I was working on the IVVI driver yesterday (ee95806) and ran into some limitations of the base instrument class.

  • I really like the way how you can generate commands when formatting strings. However for the IVVI driver I require a custom byte based protocol. It would be very convenient if the parameter get and set cmd creation would also work with bytes and instead use the visa_handle.write_raw() command.
  • Because it currently does not I am forced to write a single function for every parameter, (the thing we tried to avoid). My initial idea was to have to option to specify default _args and *_kw that get passed to the function when it is wrapped as a get/set cmd (e.g. set_cmd=(set_func, *default_args, **default_kw). However @damazter suggested using a meta-function that creates the specific parameter functions. I think I should go for that second option but for now I'll stick to my most primitive driver just to get the experiment running.

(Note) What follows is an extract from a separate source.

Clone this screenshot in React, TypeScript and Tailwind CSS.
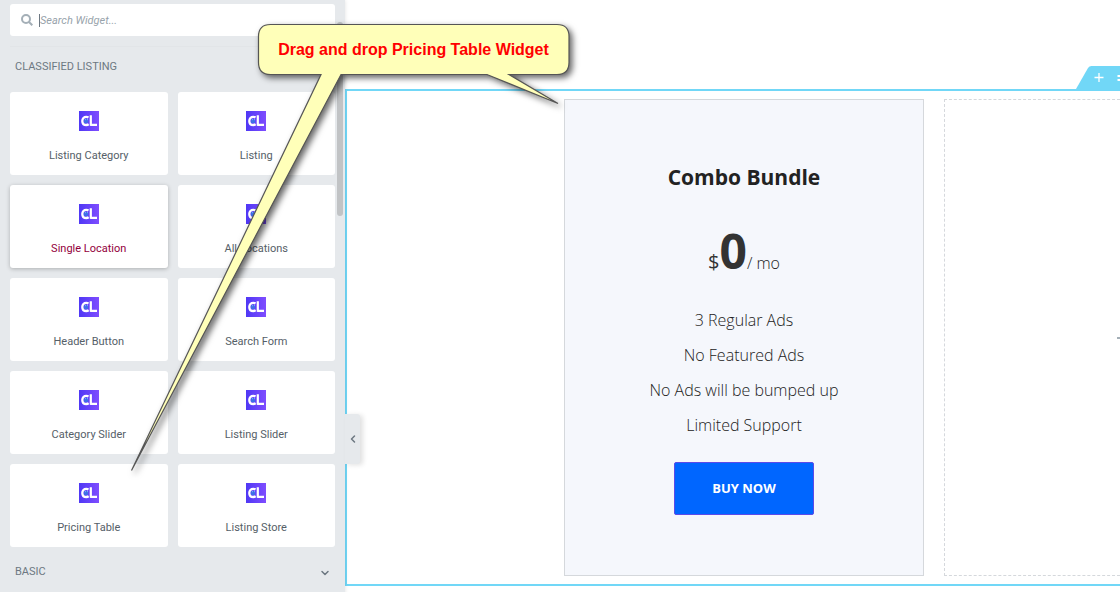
import React from "react"
import { FiChevronDown, FiChevronLeft } from "react-icons/fi"

const widgets = [
    "Listing Category",
    "Listing",
    "Single Location",
    "All Locations",
    "Header Button",
    "Search Form",
    "Category Slider",
    "Listing Slider",
    "Pricing Table",
    "Listing Store"
]

const features = ["3 Regular Ads", "No Featured Ads", "No Ads will be bumped up", "Limited Support"]

const Logo = () => (
    <svg className="size-5" viewBox="0 0 20 20" fill="none" aria-hidden="true">
        <defs>
            <linearGradient id="logo-bg" x1="0" y1="0" x2="1" y2="0">
                <stop offset="0" stopColor="#4f38f5" />
                <stop offset="1" stopColor="#7f4dff" />
            </linearGradient>
        </defs>
        <rect width="20" height="20" fill="url(#logo-bg)" />
        <rect x="5" y="8" width="4" height="4" fill="#3f6fe6" />
        <path d="M6.500 8V9.200M8.500 8V9.200" stroke="#7fb4ff" strokeWidth="0.800" />
        <path d="M9.500 6.400C8.800 6 8.100 5.900 7.300 5.900C4.900 5.900 3.300 7.600 3.300 9.900C3.300 12.300 4.900 14 7.300 14C8.200 14 9 13.800 9.700 13.300" stroke="#fff" strokeWidth="2.300" />
        <path d="M11.800 4.300V13.900H18" stroke="#fff" strokeWidth="2.200" strokeLinejoin="round" />
    </svg>
)

const Sidebar = () => (
    <aside className="relative z-10 w-[345px] shrink-0 bg-[#e6e9ec] px-[10px] pt-1 font-['Roboto',sans-serif] text-[11px] shadow-[0_0_4px_rgba(0,0,0,0.12)]">
        <label className="flex h-8 items-center gap-[6px] rounded-[3px] bg-white pl-[11px]">
            <svg className="size-3 shrink-0" viewBox="0 0 12 12" fill="none" stroke="#a4afb7" strokeWidth="2">
                <circle cx="5" cy="5" r="4" />
                <path d="M8 8L11.3 11.3" />
            </svg>
            <input
                type="text"
                aria-label="Search Widget"
                placeholder="Search Widget..."
                className="h-[13px] w-48 border-l border-[#6d7882] leading-[13px] outline-none placeholder:text-[#98a3ab] placeholder:italic"
            />
        </label>
        <div className="mt-[10px] border-t border-[#e2e5e8]" />
        <h2 className="px-[5px] pt-[13px] pb-[18px] leading-[14px] text-[#6d7882]">CLASSIFIED LISTING</h2>
        <div className="grid grid-cols-2 gap-[10px]">
            {widgets.map((name) => (
                <button
                    key={name}
                    type="button"
                    className={
                        name === "Single Location"
                            ? "flex h-[83px] flex-col items-center rounded-[3px] bg-white pt-[19px] text-[#93003c] shadow-[0_1px_4px_rgba(0,0,0,0.25)]"
                            : "flex h-[83px] flex-col items-center rounded-[3px] bg-white pt-[19px] text-[#556068]"
                    }
                >
                    <Logo />
                    <span className="pt-[18px] leading-[14px]">{name}</span>
                </button>
            ))}
        </div>
        <button type="button" className="flex h-[51px] w-full items-center justify-between pr-1 pl-[5px] text-[#6d7882]">
            BASIC
            <FiChevronDown size={12} strokeWidth={3} />
        </button>
        <div className="absolute top-[22px] right-[2px] h-[194px] w-[6px] rounded-full bg-[#c1c3c5]" />
        <button
            type="button"
            aria-label="Hide panel"
            className="absolute top-[414px] left-full flex h-[50px] w-[15px] items-center justify-center rounded-r-[3px] bg-[#e6e9ec] text-[#6d7882] shadow-[3px_1px_5px_rgba(0,0,0,0.12)]"
        >
            <FiChevronLeft size={12} strokeWidth={3} />
        </button>
    </aside>
)

const PricingCard = () => (
    <article className="flex flex-col items-center border border-[#d5d8dc] bg-[#f5f7fc] py-[60px] text-[#333]">
        <h2 className="text-[21px] leading-[34px] font-bold text-[#222]">Combo Bundle</h2>
        <div className="flex items-baseline pt-[25px] leading-[64px]">
            <span className="text-[20px]">$</span>
            <span className="text-[48px] font-bold">0</span>
            <span className="text-[16px] font-light text-[#222]">/ mo</span>
        </div>
        <ul className="pt-2 text-center text-[16px] leading-[35px] font-light text-[#222]">
            {features.map((item) => (
                <li key={item}>{item}</li>
            ))}
        </ul>
        <button
            type="button"
            className="mt-[19px] h-[53px] w-[140px] rounded-[2px] border border-[#5b4be8] bg-[#0066ff] text-[13px] font-bold text-white"
        >
            BUY NOW
        </button>
    </article>
)

const Canvas = () => (
    <main className="min-w-0 flex-1 overflow-hidden pt-[66px] font-['Open_Sans',sans-serif]">
        <div className="flex justify-end">
            <svg className="h-[23px] w-11" viewBox="0 0 44 23" fill="none" aria-hidden="true">
                <path d="M0 23L12 2Q13.200 0 15.500 0H44V23Z" fill="#71d7f7" />
                <path d="M18.500 11.500H27.500M23 7V16" stroke="#fff" strokeWidth="1.300" />
                <path d="M41.500 10H44M41.500 14H44" stroke="#fff" strokeWidth="2" />
            </svg>
        </div>
        <section className="grid grid-cols-[217fr_360px_196fr] border-y-2 border-l-2 border-[#71d7f7] py-2">
            <div />
            <PricingCard />
            <div className="ml-5 flex items-center justify-end border-y border-l border-dashed border-[#d5d8dc]">
                <span className="h-[2px] w-[3px] bg-[#a4afb7]" />
            </div>
        </section>
    </main>
)

const Callout = () => (
    <div className="pointer-events-none absolute top-0 left-0 z-20">
        <svg className="h-[490px] w-[590px] drop-shadow-[3px_3px_3px_rgba(0,0,0,0.6)]" viewBox="0 0 590 490" aria-hidden="true">
            <path
                d="M270.500 24.500H557Q569 24.500 569 36.500V62.500Q569 74.500 557 74.500H509L558 103.500L487 74.500H341L131.500 470.500L321 74.500H270.500Q258.500 74.500 258.500 62.500V36.500Q258.500 24.500 270.500 24.500Z"
                fill="#ffffb9"
                stroke="#555"
                strokeWidth="1.200"
            />
        </svg>
        <p className="absolute top-6 left-[258px] w-[311px] text-center font-['Liberation_Sans',sans-serif] text-[16px] leading-[51px] font-bold text-[#f00]">
            Drag and drop Pricing Table Widget
        </p>
    </div>
)

const App = () => (
    <div className="relative flex min-h-screen overflow-hidden bg-white">
        <Sidebar />
        <Canvas />
        <Callout />
    </div>
)
export default App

  • dynamically updating ranges and sweep rates, currently a rate and range for a parameter must be specified when creating a parameter. However in the case of the IVVI rack these settings vary from experiment to experiment. It would be useful to be able to update these dynamically (either as a separate parameter or as an attribute of the parameter) and additionally have these show up in the snapshot of the parameters.

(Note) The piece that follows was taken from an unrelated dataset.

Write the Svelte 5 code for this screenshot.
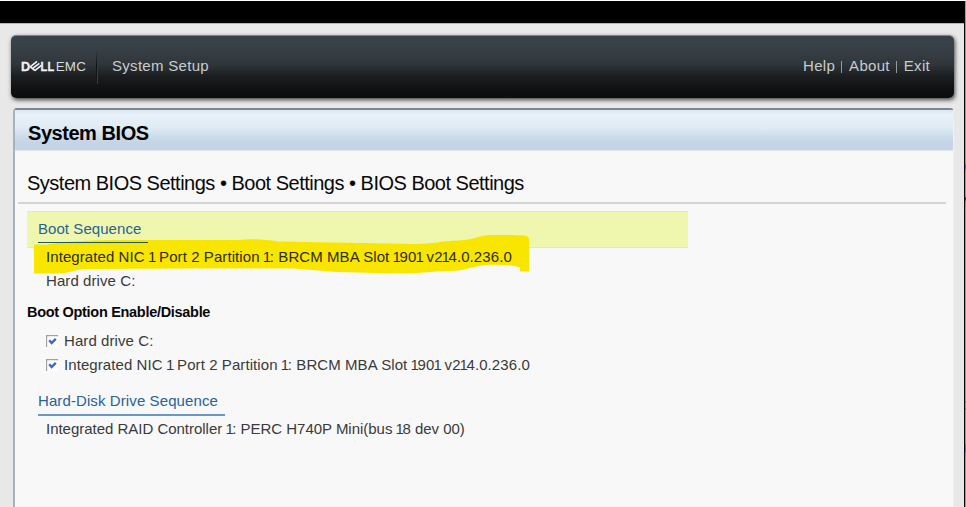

  • Updating multiple parameters from a single get command. The IVVI rack only has a single get-function which returns the voltages for all the different dacs. The way the driver operates now is that it executes a get_all command to the hardware and then slices the list. I could make a workaround where I give an additional update or hard get par to the get function to determine wether it just slices the list of last known values or not but it would be nice if the get all function would actually update all of the parameters. I don't know what the best way to do this would be for the qcodes backend but I think this is not very uncommon behaviour for hardware.
Units and labels

I also had some thoughts on separating the label in name and units. I remeber that in issue #6 there was a discussion on separting the label into the name and the units. I could at the time not come up with a fundamental reason why one would want to do that, however I think ther are are two reasons to do so.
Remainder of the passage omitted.